Skip every image and restate the data word for word.

════════

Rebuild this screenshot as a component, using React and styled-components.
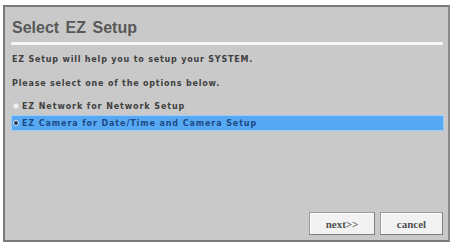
import React, { useState } from 'react';
import styled, { createGlobalStyle } from 'styled-components';

const GlobalStyle = createGlobalStyle`
    html, body {
        margin: 0;
        padding: 0;
        background: #ffffff;
        width: 453px;
        height: 243px;
        overflow: hidden;
    }
`;

const Page = styled.div`
    width: 453px;
    height: 243px;
    padding: 5px 3px 1px 3px;
    box-sizing: border-box;
    display: flex;
`;

const Dialog = styled.div`
    flex: 1;
    display: flex;
    flex-direction: column;
    background: #c9c9c9;
    border: 2px solid #7a7a7a;
    border-right-color: #8a8a8a;
    box-sizing: border-box;
    padding: 12px 4px 5px 6px;
    font-family: "DejaVu Sans", Verdana, sans-serif;
`;

const Title = styled.div`
    font-family: "Liberation Sans", Arial, sans-serif;
    font-size: 16px;
    font-weight: bold;
    color: #595959;
    padding-left: 1px;
    word-spacing: 2px;
    line-height: 18px;
`;

const Rule = styled.div`
    height: 3px;
    background: #f7f7f7;
    margin: 5px 1px 0 0;
    border-radius: 1px;
`;

const Text = styled.div`
    font-size: 8px;
    font-weight: bold;
    color: #404040;
    padding-left: 1px;
    letter-spacing: 0.8px;
    line-height: 10px;
    margin-top: ${({ $top }) => $top}px;
`;

const Options = styled.div`
    display: flex;
    flex-direction: column;
    margin-top: 9px;
`;

const Option = styled.div`
    display: flex;
    align-items: center;
    gap: 3px;
    height: 14px;
    margin-top: ${({ $top }) => $top || 0}px;
    padding-left: 1px;
    background: ${({ $active }) => ($active ? '#58a9f4' : 'transparent')};
    border: 1px solid ${({ $active }) => ($active ? '#9ccbf5' : 'transparent')};
    font-size: 8px;
    font-weight: bold;
    letter-spacing: 0.9px;
    color: ${({ $active }) => ($active ? '#1c4a84' : '#404040')};
`;

const Dot = styled.span`
    width: 4px;
    height: 4px;
    border-radius: 50%;
    background: ${({ $active }) => ($active ? '#1c3a60' : '#f4f4f4')};
    border: 1px solid ${({ $active }) => ($active ? '#e6f0fb' : '#dcdcdc')};
    flex: none;
`;

const Spacer = styled.div`
    flex: 1;
`;

const Buttons = styled.div`
    display: flex;
    justify-content: flex-end;
    gap: 5px;
    padding-right: 1px;
`;

const Button = styled.button`
    width: ${({ $w }) => $w}px;
    height: 23px;
    background: #f2f2f2;
    border: 1px solid #9a9a9a;
    border-right-color: #7e7e7e;
    border-bottom-color: #7e7e7e;
    box-shadow: inset 1px 1px 0 #ffffff;
    font-family: "Liberation Serif", "Times New Roman", serif;
    font-size: 11px;
    font-weight: bold;
    color: #505050;
    padding: 0;
    cursor: pointer;
`;

const App = () => {
    const [selected, setSelected] = useState(1);
    const options = ['EZ Network for Network Setup', 'EZ Camera for Date/Time and Camera Setup'];
    return (
        <Page>
            <GlobalStyle />
            <Dialog>
                <Title>Select EZ Setup</Title>
                <Rule />
                <Text $top={10}>EZ Setup will help you to setup your SYSTEM.</Text>
                <Text $top={14}>Please select one of the options below.</Text>
                <Options>
                    {options.map((label, i) => (
                        <Option key={label} $active={selected === i} $top={i ? 1 : 0} onClick={() => setSelected(i)}>
                            <Dot $active={selected === i} />
                            {label}
                        </Option>
                    ))}
                </Options>
                <Spacer />
                <Buttons>
                    <Button $w={66}>next&gt;&gt;</Button>
                    <Button $w={63}>cancel</Button>
                </Buttons>
            </Dialog>
        </Page>
    );
};

export default App;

════════

_Exercise output_
Rebuild this screenshot as a component, using React and styled-components.
import React, { useState } from 'react';
import styled, { createGlobalStyle } from 'styled-components';

const GlobalStyle = createGlobalStyle`
    html, body {
        margin: 0;
        padding: 0;
        background: #ffffff;
        width: 453px;
        height: 243px;
        overflow: hidden;
    }
`;

const Page = styled.div`
    width: 453px;
    height: 243px;
    padding: 5px 3px 1px 3px;
    box-sizing: border-box;
    display: flex;
`;

const Dialog = styled.div`
    flex: 1;
    display: flex;
    flex-direction: column;
    background: #c9c9c9;
    border: 2px solid #7a7a7a;
    border-right-color: #8a8a8a;
    box-sizing: border-box;
    padding: 12px 4px 5px 6px;
    font-family: "DejaVu Sans", Verdana, sans-serif;
`;

const Title = styled.div`
    font-family: "Liberation Sans", Arial, sans-serif;
    font-size: 16px;
    font-weight: bold;
    color: #595959;
    padding-left: 1px;
    word-spacing: 2px;
    line-height: 18px;
`;

const Rule = styled.div`
    height: 3px;
    background: #f7f7f7;
    margin: 5px 1px 0 0;
    border-radius: 1px;
`;

const Text = styled.div`
    font-size: 8px;
    font-weight: bold;
    color: #404040;
    padding-left: 1px;
    letter-spacing: 0.8px;
    line-height: 10px;
    margin-top: ${({ $top }) => $top}px;
`;

const Options = styled.div`
    display: flex;
    flex-direction: column;
    margin-top: 9px;
`;

const Option = styled.div`
    display: flex;
    align-items: center;
    gap: 3px;
    height: 14px;
    margin-top: ${({ $top }) => $top || 0}px;
    padding-left: 1px;
    background: ${({ $active }) => ($active ? '#58a9f4' : 'transparent')};
    border: 1px solid ${({ $active }) => ($active ? '#9ccbf5' : 'transparent')};
    font-size: 8px;
    font-weight: bold;
    letter-spacing: 0.9px;
    color: ${({ $active }) => ($active ? '#1c4a84' : '#404040')};
`;

const Dot = styled.span`
    width: 4px;
    height: 4px;
    border-radius: 50%;
    background: ${({ $active }) => ($active ? '#1c3a60' : '#f4f4f4')};
    border: 1px solid ${({ $active }) => ($active ? '#e6f0fb' : '#dcdcdc')};
    flex: none;
`;

const Spacer = styled.div`
    flex: 1;
`;

const Buttons = styled.div`
    display: flex;
    justify-content: flex-end;
    gap: 5px;
    padding-right: 1px;
`;

const Button = styled.button`
    width: ${({ $w }) => $w}px;
    height: 23px;
    background: #f2f2f2;
    border: 1px solid #9a9a9a;
    border-right-color: #7e7e7e;
    border-bottom-color: #7e7e7e;
    box-shadow: inset 1px 1px 0 #ffffff;
    font-family: "Liberation Serif", "Times New Roman", serif;
    font-size: 11px;
    font-weight: bold;
    color: #505050;
    padding: 0;
    cursor: pointer;
`;

const App = () => {
    const [selected, setSelected] = useState(1);
    const options = ['EZ Network for Network Setup', 'EZ Camera for Date/Time and Camera Setup'];
    return (
        <Page>
            <GlobalStyle />
            <Dialog>
                <Title>Select EZ Setup</Title>
                <Rule />
                <Text $top={10}>EZ Setup will help you to setup your SYSTEM.</Text>
                <Text $top={14}>Please select one of the options below.</Text>
                <Options>
                    {options.map((label, i) => (
                        <Option key={label} $active={selected === i} $top={i ? 1 : 0} onClick={() => setSelected(i)}>
                            <Dot $active={selected === i} />
                            {label}
                        </Option>
                    ))}
                </Options>
                <Spacer />
                <Buttons>
                    <Button $w={66}>next&gt;&gt;</Button>
                    <Button $w={63}>cancel</Button>
                </Buttons>
            </Dialog>
        </Page>
    );
};

export default App;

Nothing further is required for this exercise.